The terms of the settlement are “mutually acceptable,” according to an unnamed 1235 Fund executive quoted in the press release.

The entities involved in the legal dispute – Mr. DeFrancesco, his holding company Sol, and MMCap – were all previously beneficiaries of the booming legal cannabis industry. Sol was founded mainly to invest in both American and Canadian cannabis firms, and quickly accumulated assets – including stock of Verano – in the months leading up to legalization in mid-2018.

Cannabis companies often relied on individual high-net-worth investors, private family offices and hedge funds like MMCap for funding. Traditional sources of credit were scarce because cannabis was illegal federally in the U.S. and the initial reluctance of Canadian banks to get fully involved in what was seen as a controversial industry.

A lawsuit filed by Sol in February in New York alleged that 1235 Fund was attempting to “extort a usurious windfall” from Sol in relation to the repayment terms of the non-convertible debenture. Sol claimed it was only obligated to pay back $50-million plus an interest of 6 per cent to the hedge fund.

But a separate lawsuit filed by 1235 Fund weeks later alleged that Sol and the guarantors of the loan – Mr. DeFrancesco, his ex-wife Catherine DeFrancesco and a private equity firm belonging to him, Delavaco Holdings – had deliberately misinterpreted the terms of the debenture. In fact, the 1235 Fund suit said the debenture deal required Sol and the guarantors to hand over 2.1 million shares, even though they had ballooned in value to more than $500-million by the time repayment was required.

That lawsuit also suggests that 1235 Fund was interested in lending Sol money to begin with only because of its significant stake in Verano, which, back in mid-2019, was poised to be acquired by another large cannabis company, Harvest Health & Recreation.
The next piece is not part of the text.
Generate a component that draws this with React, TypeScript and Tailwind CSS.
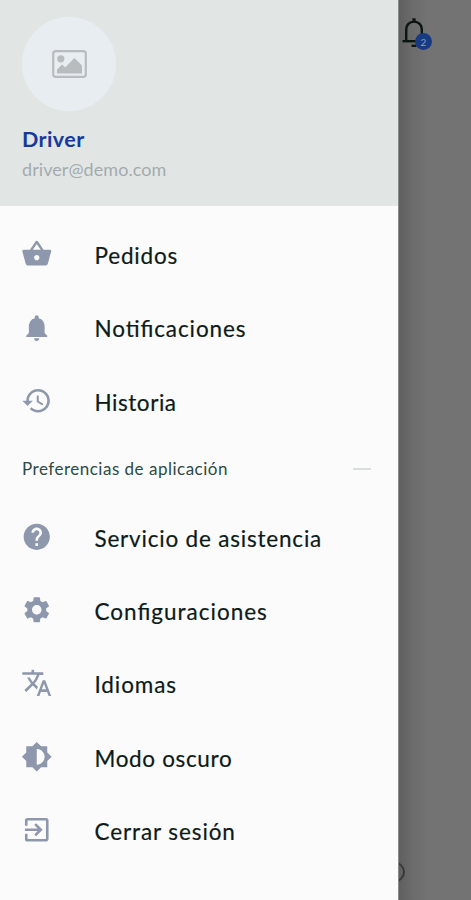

Notably, the settlement between the two companies does not involve the exchange of Verano stock, even though it was at the centre of the dispute. Verano became a public company on the Canadian Securities Exchange in February, 2021, after the deal with Harvest fell through owing to various regulatory issues. The value of Verano’s stock has since plunged by more than 40 per cent since listing.

Company filings state that as of May 31, 2021, the value of Sol’s investment in Verano was approximately $303.8-million. Its initial investment in Verano back in October, 2018, according to filings, was worth $114.8-million.